Translating from Multiple Modalities into Text (TransModal)
Start date: 01 Sep 2016, End date: 31 Aug 2021 PROJECT  ONGOING 

Recent years have witnessed the development of a wide range of computational methods that process and generate natural language text. Many of these have become familiar to mainstream computer users such as tools that retrieve documents matching a query, perform sentiment analysis, and translate between languages. Systems like Google Translate can instantly translate between any pair of over fifty human languages allowing users to read web content that wouldn't have otherwise been available. The accessibility of the web could be further enhanced with applications that translate within the same language, between different modalities, or different data formats. There are currently no standard tools for simplifying language, e.g., for low-literacy readers or second language learners.
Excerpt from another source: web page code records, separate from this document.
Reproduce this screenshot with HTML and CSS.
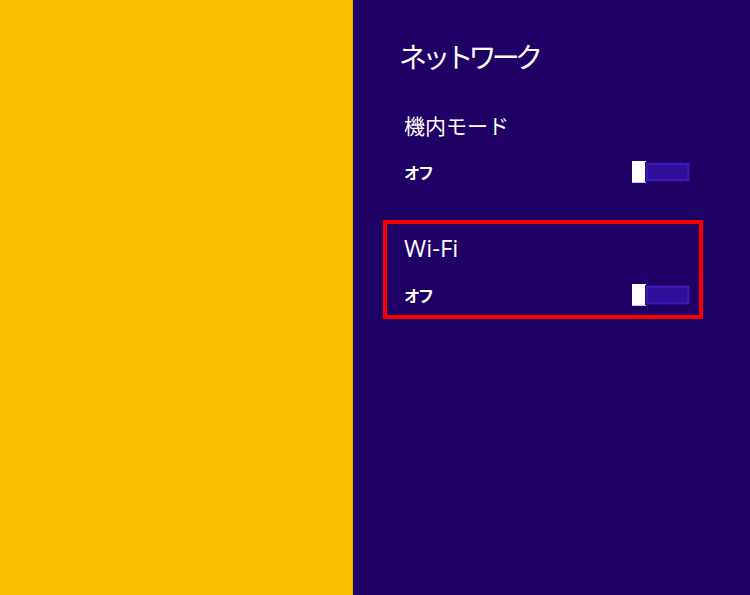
FILE: index.html
```html
<!DOCTYPE html>
<html lang="ja">
<head>
<meta charset="utf-8">
<title>ネットワーク</title>
<link rel="stylesheet" href="styles.css">
</head>
<body>
<div class="screen">
  <div class="backdrop"></div>
  <div class="panel">
    <h1 class="title">ネットワーク</h1>
    <div class="setting">
      <div class="label label-jp">機内モード</div>
      <div class="row">
        <span class="state">オフ</span>
        <span class="toggle"><span class="thumb"></span><span class="track"></span></span>
      </div>
    </div>
    <div class="setting highlighted">
      <div class="label">Wi-Fi</div>
      <div class="row">
        <span class="state">オフ</span>
        <span class="toggle"><span class="thumb"></span><span class="track"></span></span>
      </div>
    </div>
  </div>
</div>
</body>
</html>
```
FILE: styles.css
```css
html, body {
  margin: 0;
  padding: 0;
}
body {
  font-family: "Open Sans", "Noto Sans CJK JP", sans-serif;
  color: #ffffff;
}
.screen {
  display: flex;
  width: 750px;
  height: 595px;
  overflow: hidden;
}
.backdrop {
  width: 352px;
  flex: none;
  background: #fdc000;
  border-right: 1px solid #e8b000;
}
.panel {
  flex: 1;
  background: #1f0065;
  padding: 38px 0 0 30px;
}
.title {
  margin: 0 0 23px 16px;
  font-family: "Noto Sans CJK JP", sans-serif;
  font-weight: 400;
  font-size: 28px;
  line-height: 36px;
  height: 36px;
  letter-spacing: -4.8px;
}
.setting {
  box-sizing: border-box;
  width: 320px;
  border: 4px solid transparent;
  padding: 8px 10px 9px 17px;
}
.setting + .setting {
  margin-top: 24px;
}
.highlighted {
  border-color: #f40000;
}
.label {
  font-size: 24px;
  line-height: 32px;
  height: 32px;
  font-weight: 400;
}
.label-jp {
  font-family: "Noto Sans CJK JP", sans-serif;
  font-size: 21px;
}
.row {
  margin-top: 20px;
  height: 22px;
  display: flex;
  align-items: center;
  justify-content: space-between;
}
.state {
  font-family: "Noto Sans CJK JP", sans-serif;
  font-weight: 700;
  font-size: 16px;
  letter-spacing: -2px;
  line-height: 22px;
}
.toggle {
  display: flex;
  align-items: center;
}
.thumb {
  width: 14px;
  height: 22px;
  background: #ffffff;
  box-shadow: inset 0 -1px 0 #c9c4dc;
}
.track {
  box-sizing: border-box;
  width: 43px;
  height: 18px;
  background: #2f0f9a;
  border: 2px solid #3a19b3;
  box-shadow: 0 0 0 1px #290a86;
}
```
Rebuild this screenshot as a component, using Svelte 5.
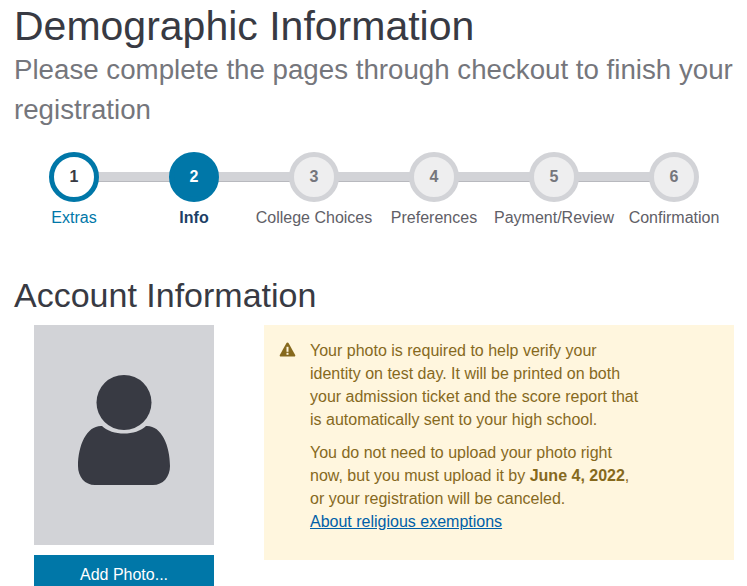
<script>
  const steps = ["Extras", "Info", "College Choices", "Preferences", "Payment/Review", "Confirmation"];
  const current = 1;
</script>

<main>
  <h1>Demographic Information</h1>
  <p class="sub">Please complete the pages through checkout to finish your registration</p>

  <ol class="steps">
    {#each steps as label, i}
      <li class:done={i < current} class:active={i == current}>
        <span class="num">{i + 1}</span>
        <span class="label">{label}</span>
      </li>
    {/each}
  </ol>

  <h2>Account Information</h2>

  <div class="account">
    <div class="photo-col">
      <div class="photo">
        <svg width="92" height="110" viewBox="0 0 92 110">
          <circle cx="46" cy="27.5" r="27.5" fill="#383a43" />
          <path d="M24 51 C34 61 58 61 68 51 C83 50 92 70 92 91 C92 102 85 110 75 110 L17 110 C7 110 0 102 0 91 C0 70 9 50 24 51 Z" fill="#383a43" />
        </svg>
      </div>
      <button>Add Photo...</button>
    </div>

    <div class="alert">
      <svg class="warn" width="17" height="15" viewBox="0 0 16 15">
        <path d="M8 0.5 C8.5 0.5 8.8 0.8 9 1.1 L15.7 13 C16.1 13.8 15.6 14.6 14.8 14.6 L1.2 14.6 C0.4 14.6 -0.1 13.8 0.3 13 L7 1.1 C7.2 0.8 7.5 0.5 8 0.5 Z" fill="#86691d" />
        <rect x="7" y="4.8" width="2" height="5" fill="#fff6de" />
        <rect x="7" y="10.8" width="2" height="2" fill="#fff6de" />
      </svg>
      <div class="msg">
        <p>Your photo is required to help verify your identity on test day. It will be printed on both your admission ticket and the score report that is automatically sent to your high school.</p>
        <p>You do not need to upload your photo right now, but you must upload it by <b>June 4, 2022</b>, or your registration will be canceled.<br /><a href="#exemptions">About religious exemptions</a></p>
      </div>
    </div>
  </div>
</main>

<style>
  :global(body) {
    margin: 0;
    background: #fff;
  }

  main {
    font-family: "Liberation Sans", Arial, sans-serif;
    padding: 0 13px 0 14px;
    height: 586px;
    overflow: hidden;
    box-sizing: border-box;
    color: #383a43;
  }

  h1 {
    font-size: 41px;
    font-weight: 400;
    line-height: 48px;
    margin: 2px 0 0;
  }

  .sub {
    font-size: 27.7px;
    line-height: 40px;
    color: #75767c;
    margin: 0;
  }

  .steps {
    list-style: none;
    display: flex;
    margin: 22px 0 0;
    padding: 0;
  }

  .steps li {
    width: 120px;
    display: flex;
    flex-direction: column;
    align-items: center;
    position: relative;
  }

  .steps li:not(:last-child)::after {
    content: "";
    position: absolute;
    left: 60px;
    top: 20px;
    width: 120px;
    height: 10px;
    background: #d2d3d7;
    border-bottom: 1px solid #b8b9be;
    box-sizing: border-box;
  }

  .num {
    width: 50px;
    height: 50px;
    box-sizing: border-box;
    border: 5px solid #d2d3d7;
    border-radius: 50%;
    background: #eeeeef;
    color: #75767c;
    font-weight: 700;
    font-size: 16px;
    display: flex;
    align-items: center;
    justify-content: center;
    position: relative;
    z-index: 1;
  }

  .label {
    font-size: 16px;
    line-height: 20px;
    margin-top: 6px;
    color: #5f6067;
    white-space: nowrap;
  }

  .done .num {
    border-color: #0077a8;
    background: #fff;
    color: #383a43;
  }

  .done .label {
    color: #0077a8;
  }

  .active .num {
    border-color: #0077a8;
    background: #0077a8;
    color: #fff;
  }

  .active .label {
    color: #1d3f66;
    font-weight: 700;
  }

  h2 {
    font-size: 34px;
    font-weight: 400;
    line-height: 40px;
    margin: 47px 0 0;
  }

  .account {
    display: flex;
    margin-top: 10px;
    align-items: flex-start;
  }

  .photo-col {
    width: 180px;
    margin-left: 20px;
    flex: none;
  }

  .photo {
    height: 220px;
    box-sizing: border-box;
    padding-bottom: 10px;
    background: #d2d3d7;
    display: flex;
    align-items: center;
    justify-content: center;
  }

  button {
    display: block;
    width: 100%;
    height: 40px;
    margin-top: 10px;
    border: 0;
    background: #0077a8;
    color: #fff;
    font: 16px "Liberation Sans", Arial, sans-serif;
  }

  .alert {
    margin-left: 50px;
    width: 470px;
    height: 235px;
    box-sizing: border-box;
    padding: 14px 16px 0;
    background: #fff6de;
    color: #86691d;
    display: flex;
    font-size: 16px;
    line-height: 23px;
  }

  .warn {
    flex: none;
    margin-top: 3px;
    margin-left: -1px;
  }

  .msg {
    margin-left: 14px;
    width: 335px;
  }

  .msg p {
    margin: 0 0 10px;
  }

  a {
    color: #0060a8;
  }
</style>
The web is rife with non-linguistic data (e.g., databases, images, source code) that cannot be searched since most retrieval tools operate over textual data. In this project we maintain that in order to render electronic data more accessible to individuals and computers alike, new types of models need to be developed. Our proposal is to provide a unified framework for translating from comparable corpora, i.e., collections consisting of data in the same or different modalities that address the same topic without being direct translations of each other. We will develop general and scalable models that can solve different translation tasks and learn the necessary intermediate representations of the units involved in an unsupervised manner without extensive feature engineering. Thanks to recent advances in deep learning, we will induce representations for different modalities, their interactions, and correspondence to natural language. Beyond addressing a fundamental aspect of the translation problem, the proposed research will lead to novel internet-based applications that simplify and summarize text, produce documentation for source code, and meaningful descriptions for images.